My father decided it was best that I take my uncle to his appointment at Kings County Hospital the next day. Unlike anyone else, I could now doubly interpret my uncle, both from silence to voice and Creole to English. Sitting next to him in the packed waiting room of the ear, nose and throat clinic, with the glossy posters of decaying necks and lungs looming over us, I saw his cancer come to life in the men and women around us. Some, like him, had had radical laryngectomies and couldn’t speak at all. Others had had partial laryngectomies and spoke in breathless whispers by pressing fingertips against various points along the neck. Leaning forward to listen, my uncle seemed to envy those in the latter category their ability to make some of their basic wishes known, even though they could no longer carry on long conversations.
After examining my uncle, the doctor, a young blond man with a cherubic round face and a bowl-shaped mop of hair, pulled out a sausage-sized machine and placed it in my uncle’s hand.
“Tell him,” said the doctor, “that this is a voice box, an artificial larynx, something that can amplify his whispers and allow people to hear and understand him.”
The doctor placed his hand on my uncle’s fingers and helped him form a fist around the machine, then he guided it to a spot above my uncle’s gullet and told him to speak.
“Speak?” my uncle asked.
The machine buzzed, letting out a clamor of static. The doctor moved my uncle’s hand a few inches, then said again, “Speak.”
Uncle Joseph opened his mouth and tried to utter a few words, but no sound came out.
The doctor moved his hand a few more inches, then asked, “What did you have for breakfast this morning?”
“Ze,” he said. Eggs.
The sound of the word emerging out of his own body in a robotic monotone seemed to shock my uncle, who raised his eyebrows in surprise.
“Keep talking,” the doctor said. “What would you like to have for dinner?”
“I don’t know,” Uncle Joseph said, the mechanical voice a bit clearer now.
His face lit up. He smiled, baring nearly all of his false teeth.
“Where can we buy it?” he asked.
Th
e artificial larynx was sold in a medical supplies store near the hospital. After the doctor’s visit, we went there and got one.
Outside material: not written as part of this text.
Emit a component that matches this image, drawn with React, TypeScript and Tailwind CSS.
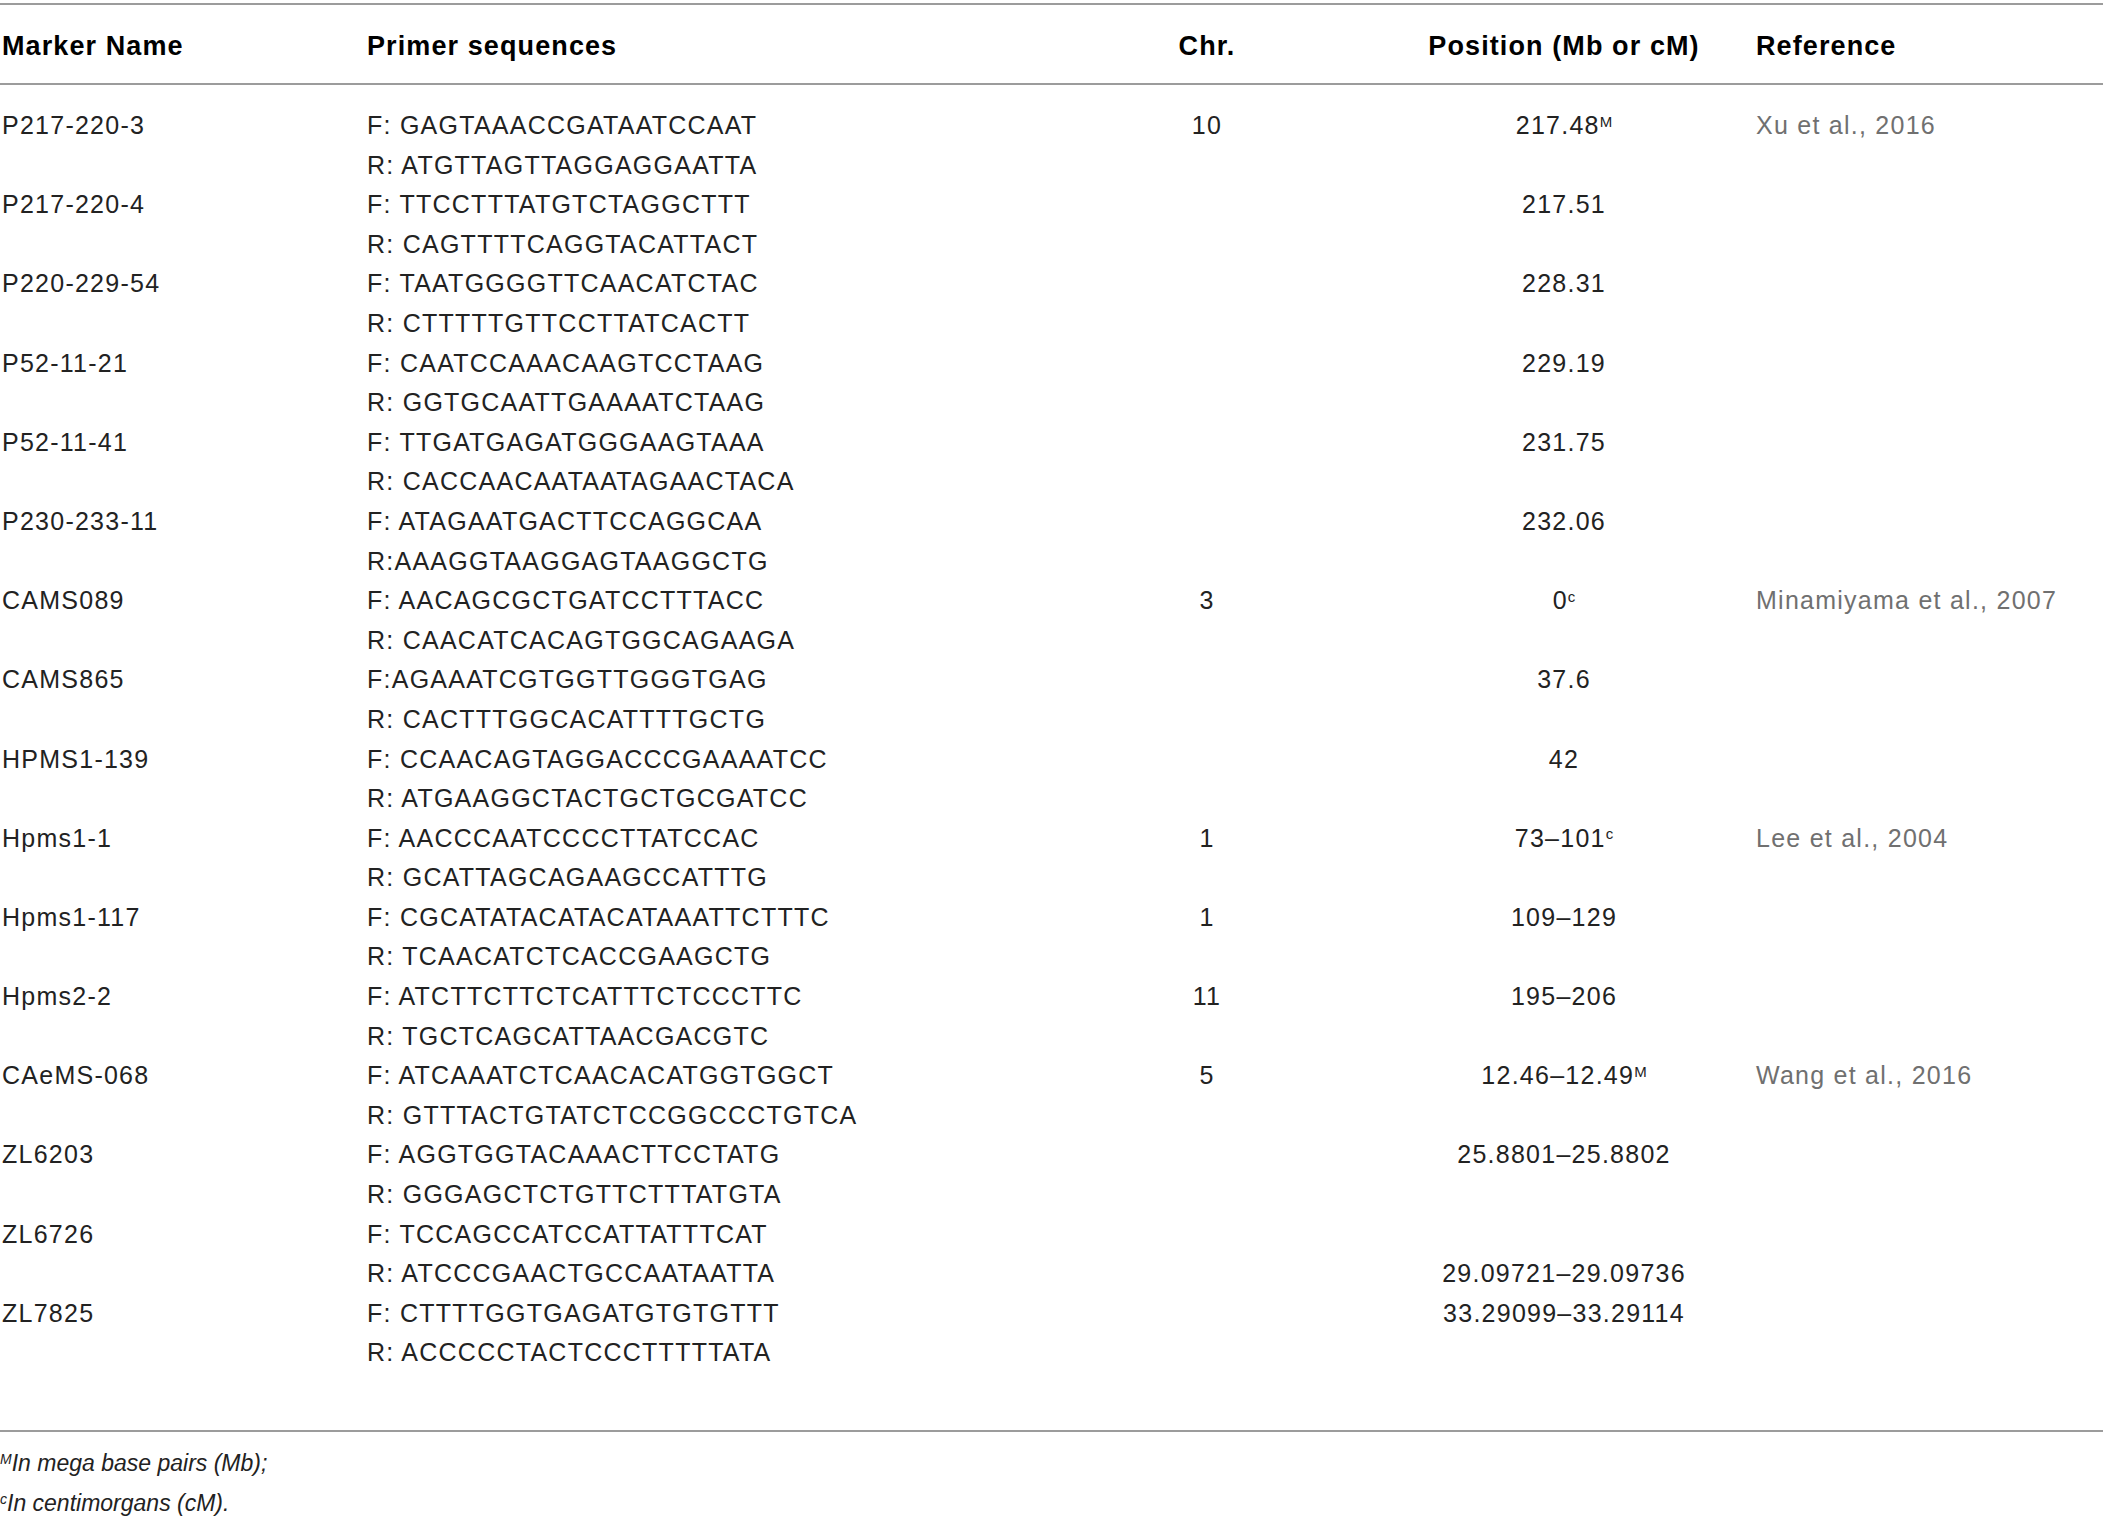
const rows: {
  name: string;
  f: string;
  r: string;
  chr?: string;
  pos?: string;
  sup?: string;
  posLine?: "f" | "r";
  ref?: string;
}[] = [
  { name: "P217-220-3", f: "F: GAGTAAACCGATAATCCAAT", r: "R: ATGTTAGTTAGGAGGAATTA", chr: "10", pos: "217.48", sup: "M", ref: "Xu et al., 2016" },
  { name: "P217-220-4", f: "F: TTCCTTTATGTCTAGGCTTT", r: "R: CAGTTTTCAGGTACATTACT", pos: "217.51" },
  { name: "P220-229-54", f: "F: TAATGGGGTTCAACATCTAC", r: "R: CTTTTTGTTCCTTATCACTT", pos: "228.31" },
  { name: "P52-11-21", f: "F: CAATCCAAACAAGTCCTAAG", r: "R: GGTGCAATTGAAAATCTAAG", pos: "229.19" },
  { name: "P52-11-41", f: "F: TTGATGAGATGGGAAGTAAA", r: "R: CACCAACAATAATAGAACTACA", pos: "231.75" },
  { name: "P230-233-11", f: "F: ATAGAATGACTTCCAGGCAA", r: "R:AAAGGTAAGGAGTAAGGCTG", pos: "232.06" },
  { name: "CAMS089", f: "F: AACAGCGCTGATCCTTTACC", r: "R: CAACATCACAGTGGCAGAAGA", chr: "3", pos: "0", sup: "c", ref: "Minamiyama et al., 2007" },
  { name: "CAMS865", f: "F:AGAAATCGTGGTTGGGTGAG", r: "R: CACTTTGGCACATTTTGCTG", pos: "37.6" },
  { name: "HPMS1-139", f: "F: CCAACAGTAGGACCCGAAAATCC", r: "R: ATGAAGGCTACTGCTGCGATCC", pos: "42" },
  { name: "Hpms1-1", f: "F: AACCCAATCCCCTTATCCAC", r: "R: GCATTAGCAGAAGCCATTTG", chr: "1", pos: "73–101", sup: "c", ref: "Lee et al., 2004" },
  { name: "Hpms1-117", f: "F: CGCATATACATACATAAATTCTTTC", r: "R: TCAACATCTCACCGAAGCTG", chr: "1", pos: "109–129" },
  { name: "Hpms2-2", f: "F: ATCTTCTTCTCATTTCTCCCTTC", r: "R: TGCTCAGCATTAACGACGTC", chr: "11", pos: "195–206" },
  { name: "CAeMS-068", f: "F: ATCAAATCTCAACACATGGTGGCT", r: "R: GTTTACTGTATCTCCGGCCCTGTCA", chr: "5", pos: "12.46–12.49", sup: "M", ref: "Wang et al., 2016" },
  { name: "ZL6203", f: "F: AGGTGGTACAAACTTCCTATG", r: "R: GGGAGCTCTGTTCTTTATGTA", pos: "25.8801–25.8802" },
  { name: "ZL6726", f: "F: TCCAGCCATCCATTATTTCAT", r: "R: ATCCCGAACTGCCAATAATTA", pos: "29.09721–29.09736", posLine: "r" },
  { name: "ZL7825", f: "F: CTTTTGGTGAGATGTGTGTTT", r: "R: ACCCCCTACTCCCTTTTTATA", pos: "33.29099–33.29114" },
];

const Line = ({ children }: { children?: React.ReactNode }) => (
  <div className="h-[39.6px] leading-[39.6px] whitespace-nowrap">{children}</div>
);

const grid = "grid grid-cols-[367px_773px_134px_480px_1fr]";

export default function App() {
  return (
    <div className="w-[2103px] h-[1521px] bg-white pt-[3px] font-['Liberation_Sans',Arial,sans-serif] text-[#222]">
      <div className="border-t-2 border-[#9c9c9c]" />
      <div className={`${grid} h-[78px] items-center pt-[5px] text-[27px] font-bold tracking-[1.1px] text-black`}>
        <div className="pl-[2px]">Marker Name</div>
        <div>Primer sequences</div>
        <div className="text-center">Chr.</div>
        <div className="pl-[100px] text-center">Position (Mb or cM)</div>
        <div className="pl-[2px]">Reference</div>
      </div>
      <div className="border-t-2 border-[#9c9c9c]" />
      <div className="pt-[21px] pb-[57px] text-[25px] tracking-[1.25px]">
        {rows.map((r) => {
          const pos = r.pos ? (
            <>
              {r.pos}
              {r.sup && <sup className="text-[15px] tracking-normal">{r.sup}</sup>}
            </>
          ) : null;
          return (
            <div key={r.name} className={grid}>
              <div className="pl-[2px]">
                <Line>{r.name}</Line>
              </div>
              <div>
                <Line>{r.f}</Line>
                <Line>{r.r}</Line>
              </div>
              <div className="text-center">
                <Line>{r.chr}</Line>
              </div>
              <div className="pl-[100px] text-center">
                {r.posLine === "r" ? (
                  <>
                    <Line />
                    <Line>{pos}</Line>
                  </>
                ) : (
                  <Line>{pos}</Line>
                )}
              </div>
              <div className="pl-[2px] text-[#707070]">
                <Line>{r.ref}</Line>
              </div>
            </div>
          );
        })}
      </div>
      <div className="border-t-2 border-[#9c9c9c]" />
      <div className="pt-[12px] text-[23px] italic text-[#222]">
        <Line>
          <sup className="text-[14px]">M</sup>In mega base pairs (Mb);
        </Line>
        <Line>
          <sup className="text-[14px]">c</sup>In centimorgans (cM).
        </Line>
      </div>
    </div>
  );
}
Later that afternoon, when we returned to my parents’ apartment, my mother had not yet come back from her job at the textile factory, but my father was there, sitting on the blue plastic-covered sofa in the living room and sifting through his mail while occasionally glancing at the television set, which Bob, Kelly and Karl were watching from the floor. Uncle Joseph turned off the television, causing the boys to silently protest with grimaces. He walked over and sat down next to my father, signaling for them to also pay attention.
“I was worried,” my father said. “I thought they’d kept you in the hospital.”
The plastic squealed under my uncle as he leaned even closer to my father. Reaching into his pocket, he pulled out the voice box and raised it to his neck. The machine screeched with static when he turned it on. Uncle Joseph adjusted the volume, then pressed it more deeply at the curve between his chin and neck.
“Mira, I can speak,” my uncle said, drawing out each mechanized word.
The boys rushed over to the sofa, circling my uncle. My father pushed his face closer to my uncle’s. His eyes widened as he looked into my uncle’s mouth, dumbfounded.
“How’s it happening?” he asked.
“It must be a miracle,” my uncle said. “What else can it be?”
“Science?” my father absentmindedly offered.
“Science is God’s way of shielding miracles,” Uncle Joseph replied.
My father took my uncle’s hand and led him to a lamp in a corner of the room, so he could better see the machine and its interaction with my uncle’s neck. This was their first two-sided conversation in many years and they both seemed to want to move it past the technicalities to a point of near normalcy.
“How does it sound to your ear?” my father asked.
“How does it sound to yours?” my uncle countered.
My father paused to think, searching perhaps for the most tactful and encouraging description of what he was hearing.